Finisce con il trionfo di Salvini e, dall’altra parte, con la tenuta dignitosa del Pd e il crollo del Movimento, che scende ad un misero 7,4% (metà dei voti presi alle europee di quest’anno e un quarto di quelli delle politiche 2018). A poche ore dal voto però arriva il brusco dietrofront del capo politico Di Maio, che annuncia la fine di ogni alleanza locale con il Pd e proclama la corsa solitaria per i prossimi appuntamenti, Calabria e Emilia Romagna in particolare.

Un atteggiamento decisamente poco lucido direi, privo di logica politica per almeno tre motivi.

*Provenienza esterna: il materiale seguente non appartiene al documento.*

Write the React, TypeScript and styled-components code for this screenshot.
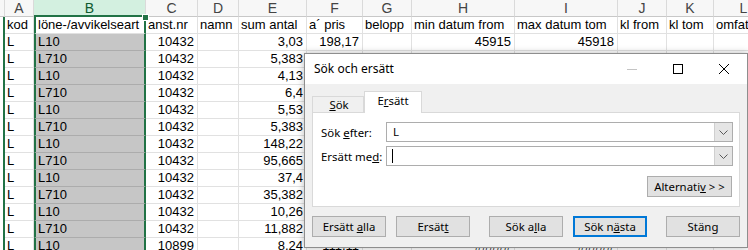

Primo: non si capisce perché il M5S si allea con il Pd per l’Umbria (sconfitta quasi certa) e non lo fa per l’Emilia Romagna (vittoria possibile). Fino a prova contraria alle elezioni si partecipa per vincere. Secondo: l’alleanza con il Pd rimane a Roma e Bruxelles, quindi è comunque un’intesa politica di prima grandezza evidente agli elettori ed ai militanti, con tutto ciò che ne consegue (nel bene e nel male). Terzo: la rottura sul nascere del patto a livello locale esaspera i rapporti nella coalizione di governo e rende i compagni di strada (Renzi in primis, ma ovviamente anche il Pd) molto meno disponibili a seguire le indicazione grilline (come invece accaduto senza batter ciglio per il voto finale sulla riduzione dei parlamentari).

Insomma una cosa è certa: la retromarcia sulle alleanze locali è mossa azzardata e figlia di uno stato d’ansia e delusione che serve solo ad andare incontro a nuovi dispiaceri elettorali.

Il Movimento si guardi allo specchio se vuole risalire la china, valutando con rigore quanto fatto dopo le elezioni del 2018. Abbaiare alla luna non serve. Anche se, lì per lì, può farti sentire lupo.